SUPPLIED DATA
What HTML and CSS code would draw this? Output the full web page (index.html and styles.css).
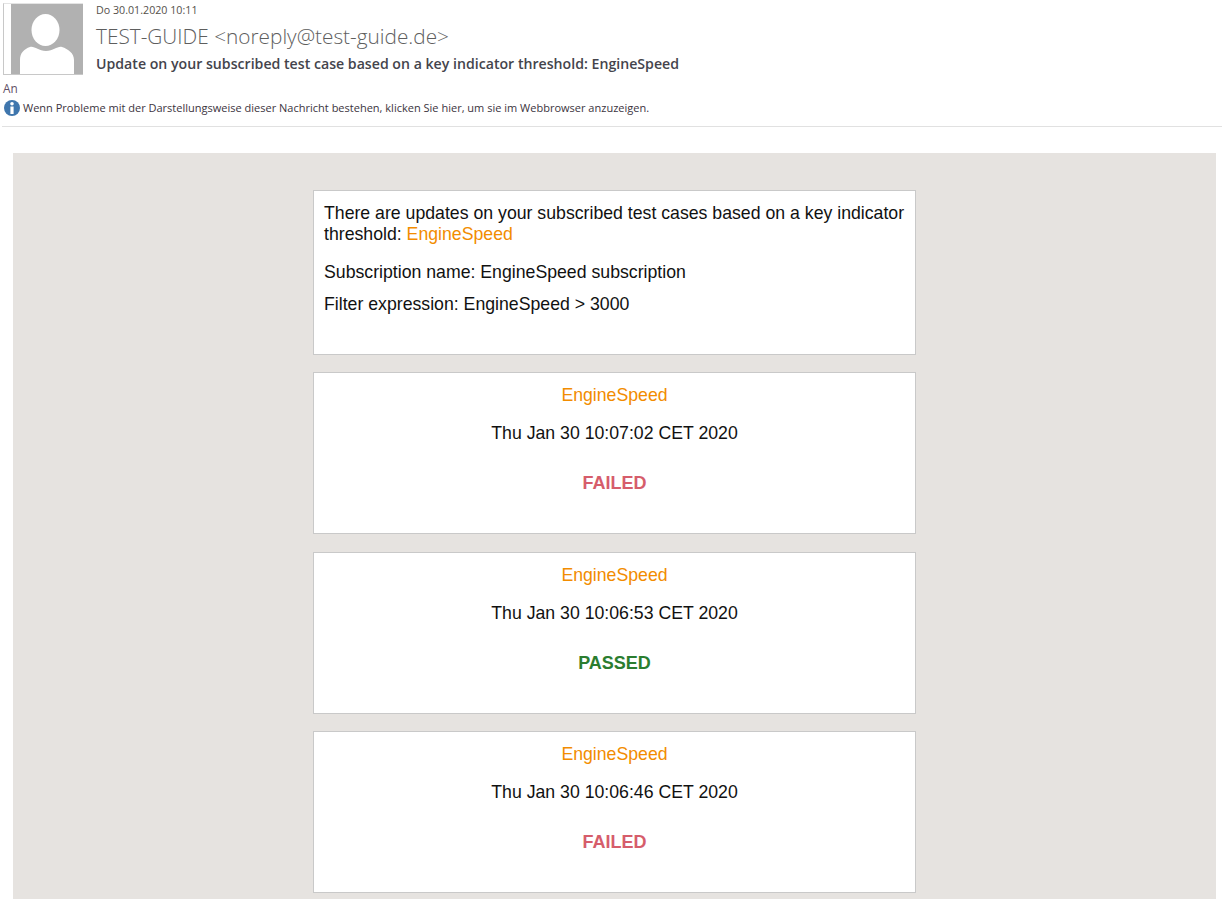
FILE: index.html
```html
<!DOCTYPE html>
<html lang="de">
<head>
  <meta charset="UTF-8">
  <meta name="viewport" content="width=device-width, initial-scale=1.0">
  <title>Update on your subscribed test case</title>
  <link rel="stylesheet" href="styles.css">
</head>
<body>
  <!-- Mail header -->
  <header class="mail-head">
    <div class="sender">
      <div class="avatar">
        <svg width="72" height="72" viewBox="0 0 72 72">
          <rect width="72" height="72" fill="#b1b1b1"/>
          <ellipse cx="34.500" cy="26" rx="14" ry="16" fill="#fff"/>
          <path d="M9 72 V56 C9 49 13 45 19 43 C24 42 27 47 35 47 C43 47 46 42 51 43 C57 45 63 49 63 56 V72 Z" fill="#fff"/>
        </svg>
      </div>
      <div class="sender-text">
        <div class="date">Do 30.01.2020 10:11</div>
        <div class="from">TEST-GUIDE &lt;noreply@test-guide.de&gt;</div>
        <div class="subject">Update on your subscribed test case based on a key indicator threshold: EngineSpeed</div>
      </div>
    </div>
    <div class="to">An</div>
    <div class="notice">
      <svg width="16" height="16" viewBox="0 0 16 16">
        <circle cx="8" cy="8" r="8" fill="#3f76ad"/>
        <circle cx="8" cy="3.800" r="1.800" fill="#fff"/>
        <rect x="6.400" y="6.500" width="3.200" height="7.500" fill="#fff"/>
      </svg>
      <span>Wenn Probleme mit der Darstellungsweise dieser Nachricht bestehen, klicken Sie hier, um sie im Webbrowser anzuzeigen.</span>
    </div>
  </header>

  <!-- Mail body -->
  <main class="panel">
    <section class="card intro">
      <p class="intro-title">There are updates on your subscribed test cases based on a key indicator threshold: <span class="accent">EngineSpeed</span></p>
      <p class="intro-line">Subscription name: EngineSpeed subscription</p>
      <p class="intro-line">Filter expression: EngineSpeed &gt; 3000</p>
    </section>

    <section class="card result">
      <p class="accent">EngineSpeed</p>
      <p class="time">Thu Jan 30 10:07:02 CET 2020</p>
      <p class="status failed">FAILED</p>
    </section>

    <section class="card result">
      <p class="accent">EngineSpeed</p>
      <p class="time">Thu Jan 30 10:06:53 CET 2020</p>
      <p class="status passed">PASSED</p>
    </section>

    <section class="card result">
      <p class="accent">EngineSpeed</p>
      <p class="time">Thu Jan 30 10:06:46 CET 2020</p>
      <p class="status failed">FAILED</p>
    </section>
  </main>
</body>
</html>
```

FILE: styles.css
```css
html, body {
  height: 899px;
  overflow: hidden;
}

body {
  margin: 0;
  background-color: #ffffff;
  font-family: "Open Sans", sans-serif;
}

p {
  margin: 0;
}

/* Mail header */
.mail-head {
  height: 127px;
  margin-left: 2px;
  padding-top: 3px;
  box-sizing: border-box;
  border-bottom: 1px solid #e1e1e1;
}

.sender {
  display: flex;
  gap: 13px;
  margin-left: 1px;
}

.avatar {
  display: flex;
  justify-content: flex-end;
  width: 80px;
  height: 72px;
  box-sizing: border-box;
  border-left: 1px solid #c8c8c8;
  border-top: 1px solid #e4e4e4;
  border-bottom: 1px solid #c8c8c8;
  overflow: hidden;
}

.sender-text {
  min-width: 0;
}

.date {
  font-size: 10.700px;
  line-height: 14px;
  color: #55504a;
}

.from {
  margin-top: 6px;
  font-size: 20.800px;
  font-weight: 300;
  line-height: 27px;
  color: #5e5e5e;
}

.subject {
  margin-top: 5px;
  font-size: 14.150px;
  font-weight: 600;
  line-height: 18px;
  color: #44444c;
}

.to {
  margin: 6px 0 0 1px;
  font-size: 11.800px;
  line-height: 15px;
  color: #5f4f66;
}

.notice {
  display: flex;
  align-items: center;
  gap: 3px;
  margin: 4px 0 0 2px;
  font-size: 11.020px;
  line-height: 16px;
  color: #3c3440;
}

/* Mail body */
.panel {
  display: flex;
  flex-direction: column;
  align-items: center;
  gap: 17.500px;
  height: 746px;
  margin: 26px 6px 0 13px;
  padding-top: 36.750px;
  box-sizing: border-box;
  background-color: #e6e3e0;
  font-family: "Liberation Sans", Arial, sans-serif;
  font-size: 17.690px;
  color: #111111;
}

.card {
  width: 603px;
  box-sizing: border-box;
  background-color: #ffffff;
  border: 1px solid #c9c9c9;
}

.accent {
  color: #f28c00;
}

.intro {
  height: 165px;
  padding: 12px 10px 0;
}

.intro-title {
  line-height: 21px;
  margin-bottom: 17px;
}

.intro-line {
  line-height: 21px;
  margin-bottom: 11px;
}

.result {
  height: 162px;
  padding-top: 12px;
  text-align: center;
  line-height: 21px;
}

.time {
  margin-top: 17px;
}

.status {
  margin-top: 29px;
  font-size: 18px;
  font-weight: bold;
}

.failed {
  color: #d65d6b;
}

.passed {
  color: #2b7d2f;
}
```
---
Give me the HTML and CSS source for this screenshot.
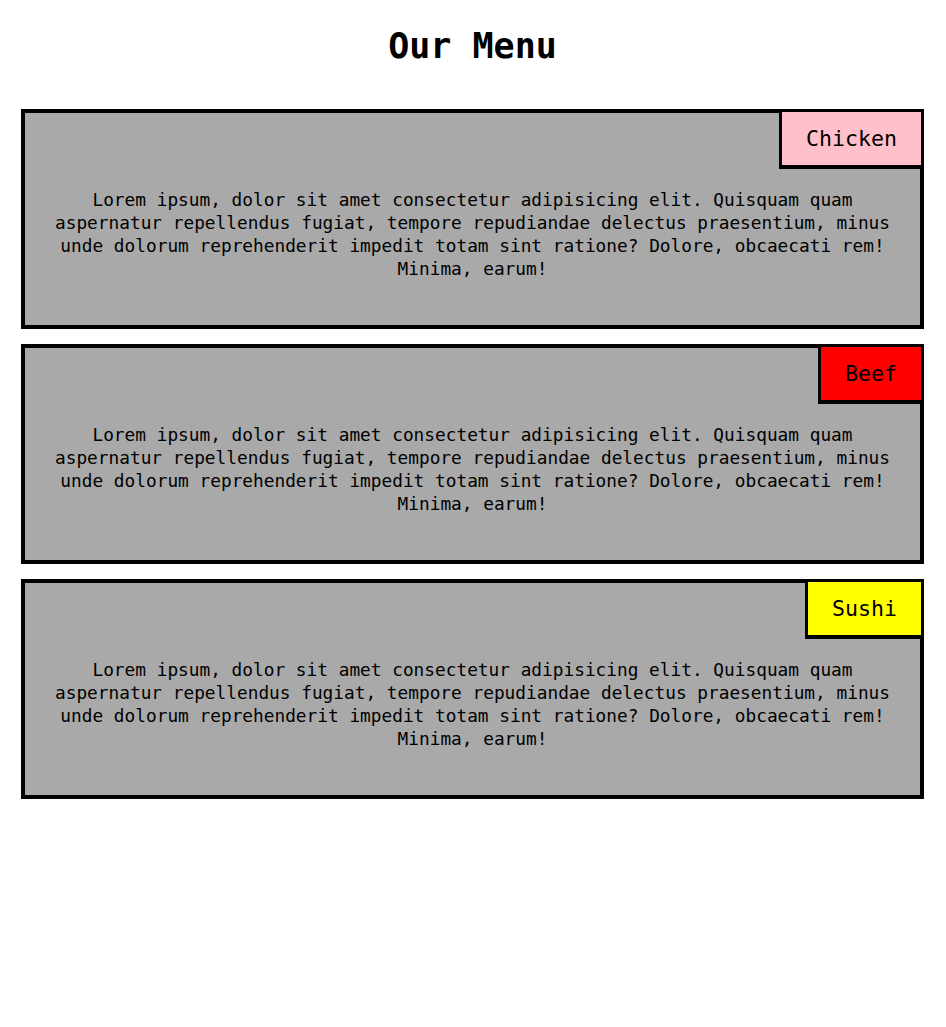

TASK GOAL
Go through the listing above and list every line that has the word "this".

TASK OUTPUT
What HTML and CSS code would draw this? Output the full web page (index.html and styles.css).
Give me the HTML and CSS source for this screenshot.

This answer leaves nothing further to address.